Stored records:
— Begin —

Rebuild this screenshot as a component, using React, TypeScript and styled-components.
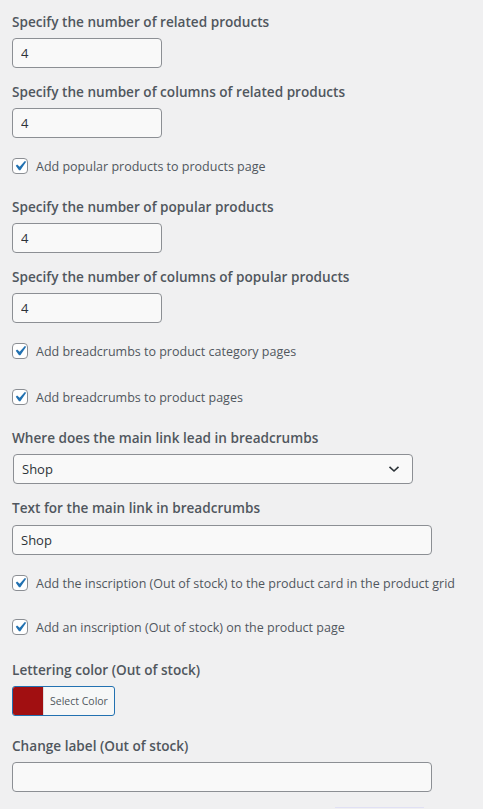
import styled, { createGlobalStyle } from 'styled-components';

const GlobalStyle = createGlobalStyle`
  html, body {
    margin: 0;
    padding: 0;
    background: #f0f0f1;
  }
  * {
    box-sizing: border-box;
  }
`;

const Page = styled.div`
  width: 483px;
  min-height: 809px;
  padding: 12px 0 0 12px;
  background: #f0f0f1;
  font-family: 'Open Sans', 'Noto Sans', sans-serif;
  color: #3c434a;
  overflow: hidden;
`;

const Field = styled.div<{ $gap?: number }>`
  display: flex;
  flex-direction: column;
  align-items: flex-start;
  gap: 6px;
  margin-top: ${(p) => p.$gap ?? 0}px;
`;

const Label = styled.label`
  font-size: 13.6px;
  font-weight: 600;
  line-height: 20px;
  color: #50575e;
`;

const TextInput = styled.input<{ $width: number }>`
  width: ${(p) => p.$width}px;
  height: 30px;
  padding: 0 8px;
  border: 1px solid #8c8f94;
  border-radius: 4px;
  background: #f9f9f9;
  font-family: inherit;
  font-size: 13px;
  color: #2c3338;
  outline: none;
`;

const SelectBox = styled.div`
  width: 400px;
  height: 30px;
  margin-left: 1px;
  padding: 0 12px 0 8px;
  display: flex;
  align-items: center;
  justify-content: space-between;
  border: 1px solid #8c8f94;
  border-radius: 4px;
  background: #f9f9f9;
  font-size: 13px;
  color: #2c3338;
`;

const CheckRow = styled.label<{ $gap: number }>`
  display: flex;
  align-items: center;
  gap: 8px;
  height: 20px;
  margin-top: ${(p) => p.$gap}px;
  font-size: 12.5px;
  color: #50575e;
`;

const CheckBox = styled.span`
  width: 16px;
  height: 16px;
  flex-shrink: 0;
  border: 1px solid #8c8f94;
  border-radius: 4px;
  background: #fff;
  display: flex;
  align-items: center;
  justify-content: center;
  overflow: visible;
`;

const ColorButton = styled.div`
  display: flex;
  align-items: stretch;
  width: 103px;
  height: 30px;
  border: 1px solid #2271b1;
  border-radius: 3px;
  background: #f6f7f7;
  overflow: hidden;
`;

const Swatch = styled.span<{ $color: string }>`
  width: 30px;
  background: ${(p) => p.$color};
`;

const SwatchText = styled.span`
  display: flex;
  align-items: center;
  padding-left: 6px;
  font-size: 10.5px;
  color: #50575e;
  border-left: 1px solid #dcdcde;
`;

const Footer = styled.div`
  margin-top: 15px;
  padding-left: 323px;
`;

const SaveButton = styled.div`
  width: 89px;
  height: 30px;
  border-top: 1px solid #e0e0f4;
`;

const Check = () => (
  <CheckBox>
    <svg width="20" height="20" viewBox="0 0 20 20" style={{ flexShrink: 0 }}>
      <path d="M14.83 4.89l1.34.94-5.81 8.38H9.02L5.78 9.67l1.34-1.25 2.57 2.4z" fill="#2271b1" />
    </svg>
  </CheckBox>
);

const Chevron = () => (
  <svg width="12" height="8" viewBox="0 0 12 8">
    <path d="M1.5 1.8l4.5 4.2 4.5-4.2" fill="none" stroke="#2c3338" strokeWidth="1.6" />
  </svg>
);

const App = () => {
  return (
    <Page>
      <GlobalStyle />
      <Field>
        <Label>Specify the number of related products</Label>
        <TextInput $width={150} defaultValue="4" />
      </Field>
      <Field $gap={14}>
        <Label>Specify the number of columns of related products</Label>
        <TextInput $width={150} defaultValue="4" />
      </Field>
      <CheckRow $gap={18}>
        <Check />
        Add popular products to products page
      </CheckRow>
      <Field $gap={21}>
        <Label>Specify the number of popular products</Label>
        <TextInput $width={150} defaultValue="4" />
      </Field>
      <Field $gap={14}>
        <Label>Specify the number of columns of popular products</Label>
        <TextInput $width={150} defaultValue="4" />
      </Field>
      <CheckRow $gap={18}>
        <Check />
        Add breadcrumbs to product category pages
      </CheckRow>
      <CheckRow $gap={26}>
        <Check />
        Add breadcrumbs to product pages
      </CheckRow>
      <Field $gap={21}>
        <Label>Where does the main link lead in breadcrumbs</Label>
        <SelectBox>
          Shop
          <Chevron />
        </SelectBox>
      </Field>
      <Field $gap={14}>
        <Label>Text for the main link in breadcrumbs</Label>
        <TextInput $width={420} defaultValue="Shop" style={{ marginTop: 1 }} />
      </Field>
      <CheckRow $gap={18}>
        <Check />
        Add the inscription (Out of stock) to the product card in the product grid
      </CheckRow>
      <CheckRow $gap={24}>
        <Check />
        Add an inscription (Out of stock) on the product page
      </CheckRow>
      <Field $gap={23}>
        <Label>Lettering color (Out of stock)</Label>
        <ColorButton>
          <Swatch $color="#a10f11" />
          <SwatchText>Select Color</SwatchText>
        </ColorButton>
      </Field>
      <Field $gap={20}>
        <Label>Change label (Out of stock)</Label>
        <TextInput $width={420} defaultValue="" />
      </Field>
      <Footer>
        <SaveButton />
      </Footer>
    </Page>
  );
};

export default App;
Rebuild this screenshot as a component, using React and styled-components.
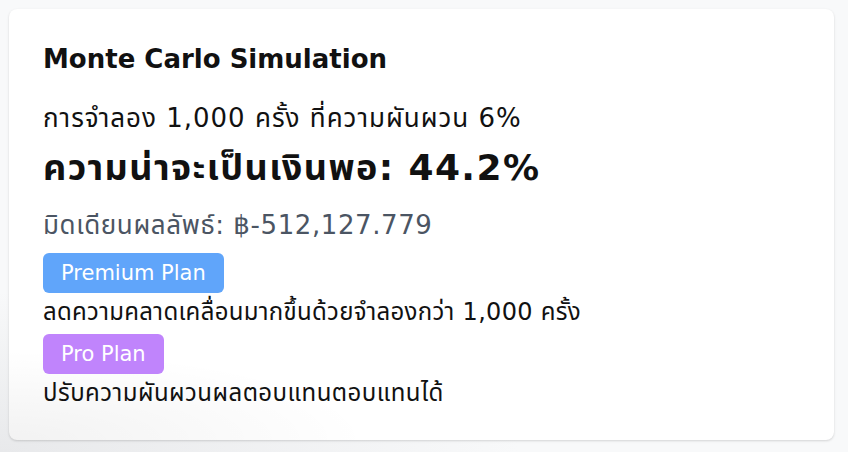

— End —

The problem: Print all of the records shown above exactly, leaving out each picture.

Correct result:
Rebuild this screenshot as a component, using React, TypeScript and styled-components.
import styled, { createGlobalStyle } from 'styled-components';

const GlobalStyle = createGlobalStyle`
  html, body {
    margin: 0;
    padding: 0;
    background: #f0f0f1;
  }
  * {
    box-sizing: border-box;
  }
`;

const Page = styled.div`
  width: 483px;
  min-height: 809px;
  padding: 12px 0 0 12px;
  background: #f0f0f1;
  font-family: 'Open Sans', 'Noto Sans', sans-serif;
  color: #3c434a;
  overflow: hidden;
`;

const Field = styled.div<{ $gap?: number }>`
  display: flex;
  flex-direction: column;
  align-items: flex-start;
  gap: 6px;
  margin-top: ${(p) => p.$gap ?? 0}px;
`;

const Label = styled.label`
  font-size: 13.6px;
  font-weight: 600;
  line-height: 20px;
  color: #50575e;
`;

const TextInput = styled.input<{ $width: number }>`
  width: ${(p) => p.$width}px;
  height: 30px;
  padding: 0 8px;
  border: 1px solid #8c8f94;
  border-radius: 4px;
  background: #f9f9f9;
  font-family: inherit;
  font-size: 13px;
  color: #2c3338;
  outline: none;
`;

const SelectBox = styled.div`
  width: 400px;
  height: 30px;
  margin-left: 1px;
  padding: 0 12px 0 8px;
  display: flex;
  align-items: center;
  justify-content: space-between;
  border: 1px solid #8c8f94;
  border-radius: 4px;
  background: #f9f9f9;
  font-size: 13px;
  color: #2c3338;
`;

const CheckRow = styled.label<{ $gap: number }>`
  display: flex;
  align-items: center;
  gap: 8px;
  height: 20px;
  margin-top: ${(p) => p.$gap}px;
  font-size: 12.5px;
  color: #50575e;
`;

const CheckBox = styled.span`
  width: 16px;
  height: 16px;
  flex-shrink: 0;
  border: 1px solid #8c8f94;
  border-radius: 4px;
  background: #fff;
  display: flex;
  align-items: center;
  justify-content: center;
  overflow: visible;
`;

const ColorButton = styled.div`
  display: flex;
  align-items: stretch;
  width: 103px;
  height: 30px;
  border: 1px solid #2271b1;
  border-radius: 3px;
  background: #f6f7f7;
  overflow: hidden;
`;

const Swatch = styled.span<{ $color: string }>`
  width: 30px;
  background: ${(p) => p.$color};
`;

const SwatchText = styled.span`
  display: flex;
  align-items: center;
  padding-left: 6px;
  font-size: 10.5px;
  color: #50575e;
  border-left: 1px solid #dcdcde;
`;

const Footer = styled.div`
  margin-top: 15px;
  padding-left: 323px;
`;

const SaveButton = styled.div`
  width: 89px;
  height: 30px;
  border-top: 1px solid #e0e0f4;
`;

const Check = () => (
  <CheckBox>
    <svg width="20" height="20" viewBox="0 0 20 20" style={{ flexShrink: 0 }}>
      <path d="M14.83 4.89l1.34.94-5.81 8.38H9.02L5.78 9.67l1.34-1.25 2.57 2.4z" fill="#2271b1" />
    </svg>
  </CheckBox>
);

const Chevron = () => (
  <svg width="12" height="8" viewBox="0 0 12 8">
    <path d="M1.5 1.8l4.5 4.2 4.5-4.2" fill="none" stroke="#2c3338" strokeWidth="1.6" />
  </svg>
);

const App = () => {
  return (
    <Page>
      <GlobalStyle />
      <Field>
        <Label>Specify the number of related products</Label>
        <TextInput $width={150} defaultValue="4" />
      </Field>
      <Field $gap={14}>
        <Label>Specify the number of columns of related products</Label>
        <TextInput $width={150} defaultValue="4" />
      </Field>
      <CheckRow $gap={18}>
        <Check />
        Add popular products to products page
      </CheckRow>
      <Field $gap={21}>
        <Label>Specify the number of popular products</Label>
        <TextInput $width={150} defaultValue="4" />
      </Field>
      <Field $gap={14}>
        <Label>Specify the number of columns of popular products</Label>
        <TextInput $width={150} defaultValue="4" />
      </Field>
      <CheckRow $gap={18}>
        <Check />
        Add breadcrumbs to product category pages
      </CheckRow>
      <CheckRow $gap={26}>
        <Check />
        Add breadcrumbs to product pages
      </CheckRow>
      <Field $gap={21}>
        <Label>Where does the main link lead in breadcrumbs</Label>
        <SelectBox>
          Shop
          <Chevron />
        </SelectBox>
      </Field>
      <Field $gap={14}>
        <Label>Text for the main link in breadcrumbs</Label>
        <TextInput $width={420} defaultValue="Shop" style={{ marginTop: 1 }} />
      </Field>
      <CheckRow $gap={18}>
        <Check />
        Add the inscription (Out of stock) to the product card in the product grid
      </CheckRow>
      <CheckRow $gap={24}>
        <Check />
        Add an inscription (Out of stock) on the product page
      </CheckRow>
      <Field $gap={23}>
        <Label>Lettering color (Out of stock)</Label>
        <ColorButton>
          <Swatch $color="#a10f11" />
          <SwatchText>Select Color</SwatchText>
        </ColorButton>
      </Field>
      <Field $gap={20}>
        <Label>Change label (Out of stock)</Label>
        <TextInput $width={420} defaultValue="" />
      </Field>
      <Footer>
        <SaveButton />
      </Footer>
    </Page>
  );
};

export default App;
Rebuild this screenshot as a component, using React and styled-components.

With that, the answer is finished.